Artificial intelligence and open systems can better prepare the Air Force for a potential high-end fight against the likes of China and Russia, but the Air Force has work to do to make that a reality, service officials and industry leaders said last week.
Across two panels at AFA’s Air, Space & Cyber Conference, experts said the training enterprise has made progress towards better representing the threats the U.S. will face in the future and the means to counter them. But to be effective, that training needs to be less fragmented, more open to sharing data, and adopt a faster approach to cybersecurity.
Most of the work left to do will be in the digital realm. The Air Force’s flying hour program has declined, and some of the capabilities on new systems such as the F-35 are so sensitive that training with them in the open air would risk exposure to adversaries.
“Every time we go fly, people are seeing and sniffing everything we’re doing and they’re bringing that back and informing how they think about navigating and countering our proposition for deterrence,” said Mike Benitez, director of product for Shield AI.
Combined, those factors have pushed the Air Force to emphasize simulators, said Maj. Gen. Gregory Kreuder, commander of the 19th Air Force—to the point that new F-35 pilots “are demanding that we spend more time in the sim to train the high-end fight,” he said.
Officials agreed that the quality of Air Force simulators has increased dramatically in the past few decades.
“When I joined the Air Force about 30 years ago, in the mid-90s, late-90s, the sims were crap, essentially,” Kreuder said. “They were emergency procedures training, doing some approaches on them. They were isolated. They didn’t connect to anything.”
Programs such as the F-35’s Joint Simulation Environment (JSE) and the Air Force’s Digital Test and Training Range helped the service create “a physics-based environment that has the fidelity, the realism, to actually train in that virtual environment,” said Benitez.
Yet the realism of a simulator is inherently limited in several ways.
“If I’m in a simulator, unless the building catches on fire, I’m generally not afraid that I’m going to lose my life,” noted Maj. Gen. Clark Quinn, deputy commander for Air Education and Training Command.
On top of that, “if you survey 2,000 fighter pilots, 1,999 would tell you that the adversary forces in the sim are terrible,” said Benitez.
The next step, officials said, is a blend of live, virtual, and constructive (LVC) training—constructive refers to simulated players in a training scenario who respond to the human’s actions, whether it be an adversary or a wingman. But the time for merely considering LVC training is over, experts said.
“We’re past the point of it being an imperative that we have to look at live, virtual, and constructive,” Benitez said. “It should be a foundational part of generating readiness.”
“We have to increase the value of every hour we spend in the air,” added Dan Ourada, vice president at Amentum. “Having threat replicators with live blended synthetic and live, virtual, constructive recreates the experience of a high-end fight.”
AI could play a central role helping pilots learn to work with autonomous wingmen like the forthcoming Collaborative Combat Aircraft, said Matt George, founder and CEO of Merlin Labs.

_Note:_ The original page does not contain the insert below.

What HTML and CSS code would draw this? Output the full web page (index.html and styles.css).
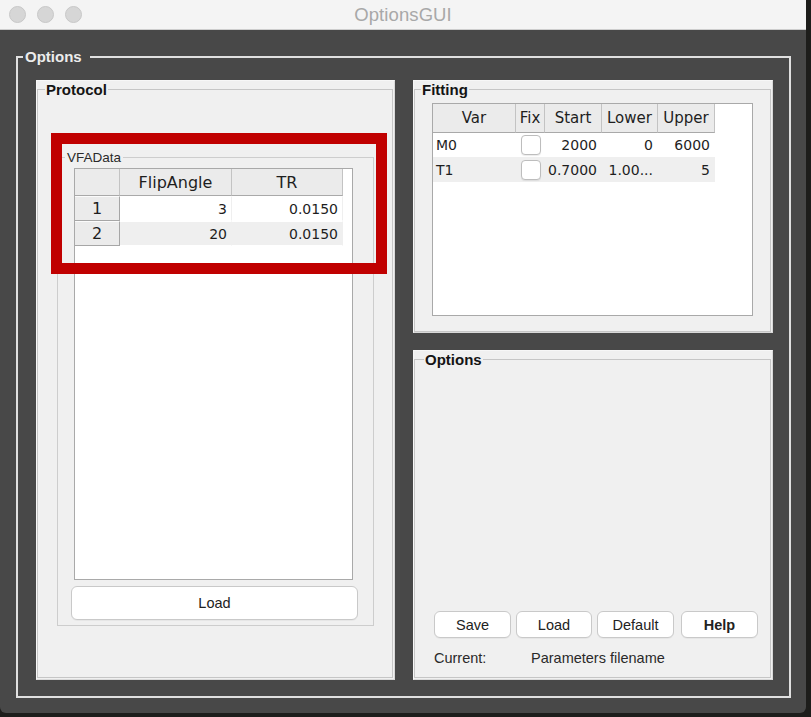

“If a human pilot is flying with a system that is a non-human pilot next to them, or flying with a Shield AI wingman on board a CCA, or flying with any other AI-enabled tool, that is dramatically different than how we train our pilots today,” George said. “So by actually getting stuff out there, learning where the gaps are, getting into the simulator, getting into flight, we could start to develop those tactics and trainings in a way that, in my opinion, we’re never going to be able to get to if we keep this at an academic level.”
Yet while Kreuder marveled that “it’s incredible where the technology’s at,” the Air Force needs a shared vision for tying it all together, industry officials said.
“The one thing that we can do better is defining a common set of pipes and a common set of infrastructure that we can all develop too, so that we can begin to develop some common ways of being able to touch those pipes with some modularity in terms of systems, intelligence, mission systems that come into those systems,” said George.
Doug Gill, senior staff scientists at FSI Defense, voiced a similar view, saying the main issue with LVC training is “it’s actually kind of fragmented.”
The Air Force has increasingly emphasized open, modular systems across new aircraft and networks, allowing for easier sharing of data. When it comes to training, though, the system is stovepiped across different programs, Gill warned. Even JSE, which provides a common platform for multiple services and partners to work together on the F-35, can be more open in sharing and incorporating data from other simulation environments, he said.
“We’re talking about a joint mission that also has Army and also has Navy and has coalition,” said Gill. “And I think JSE actually should be an open part of that system, and it’s bringing a few great new ideas in.”
AI helped make large-scale simulators a reality, processing huge amounts of data to produce more precise, realistic results. But producing more granular data while including coalition partners will test the Pentagon’s already stressed networks, said Cathy Johnston, vice president of mission integration at Peraton.
Further complicating matters is the cybersecurity risk of such systems.
“We are stopped with that risk management framework. It halts funding. It halts progress. It halts moving forward,” said Ourada. “So as we look at the fifth-, the sixth-, and seventh-generation [simulators], we have to find a better way to secure what we call open architecture, to secure data.”